In just 25 years, Americans have largely abandoned the connective tissues and values that once offered a unity of sorts, with patriotism and religious value plunging. 

SEE ALSO: 3 reasons the ‘gospel of the self’ and moral chaos could spark a rejection of secular mayhem

“Some 38% of respondents said patriotism was very important to them, and 39% said religion was very important,” The Wall Street Journal reported of the research. “That was down sharply from when the Journal first asked the question in 1998, when 70% deemed patriotism to be very important, and 62% said so of religion.”

And those aren’t the only concerning indicators, as just 30% now see having children as very important, down from 59% in 1998.

Sadly, the only priority that grew over the past 25 years involves income and cash flow, with 43% now saying money is “very important” to them, up from 31% in 1998. 

How tragic that the most important elements binding Americans together are now denigrated, the selflessness and joy childbearing yields are increasingly ignored, and greed seems to be more persistently valued. 

We’re undoubtedly in a moral mess. “How did we get here?” is the only natural question one can ask when faced with such dreadful realities.
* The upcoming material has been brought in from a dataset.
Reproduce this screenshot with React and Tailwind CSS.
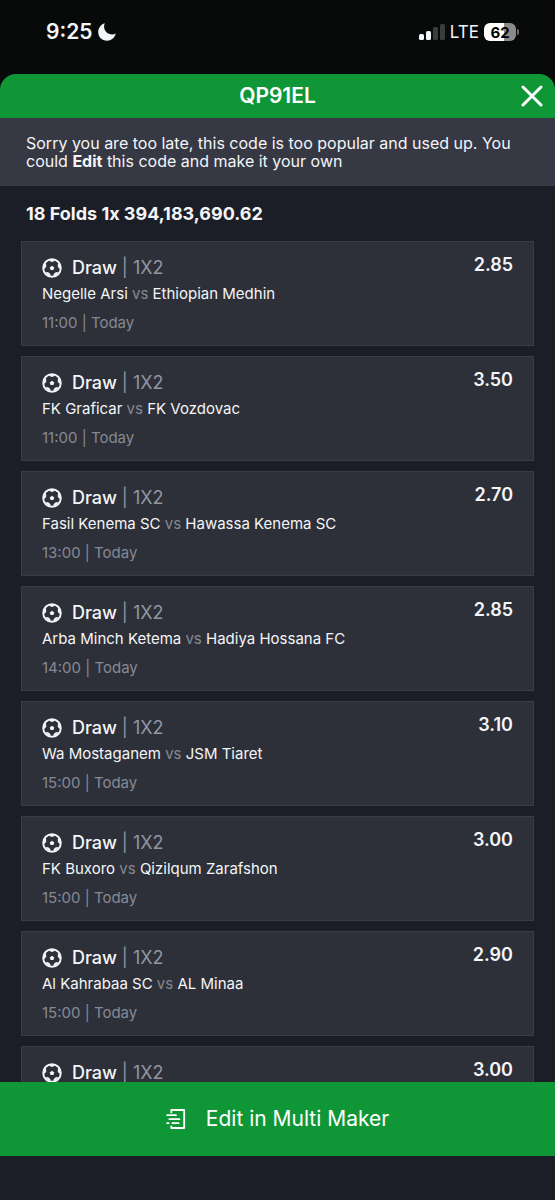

But if we’re honest, assembling the twisted puzzle of our modern conundrum isn’t all that difficult.

How can we expect children to grow up believing in their own internal value, a loving God, and faith when we raise them to believe they’re mere evolutionary accidents — aimlessly developed creatures with no connection to a loving creator who imbued purpose in their lives? 

SEE ALSO: Stressed-out students bailing out of college

Schools have removed prayer and replaced it with evolutionary theory and other such ideals that leave little room for more than the self.

The resulting dynamic doesn’t just impact intrapersonal views. It also deludes our ability to relate to others and recognize their inherent value as well.

As for patriotism, most of our cultural debates today center on a denigration of the past with no interest in context and no ability or willingness to see the complexities involved in it all. 

Colleges and universities, in many sectors, don’t instill a sense of duty or devotion to anything other than the self, with the media and Hollywood simply co-signing the madness.

We’ve raised at least two generations to believe faith is of no importance and that the whims of the individual heart are all that truly matter. Likewise, we’ve convinced everyone to believe the absurd lie nearly 8 billion people can live, believe and behave however they want and cultural sanity will somehow still reign supreme.

We’re a people adrift in the middle of the ocean without a paddle and in the epicenter of the most terrifying storm imaginable — and, though directionless and destitute, we delusionally assume we’ll miraculously and safely get back to land without putting in any effort.

Our prize for moral meandering and making it all about us is record depression, sadness, suicidal inclinations, drug overdoses, and a general disconnectedness that we desperately pretend isn’t self-inflicted. 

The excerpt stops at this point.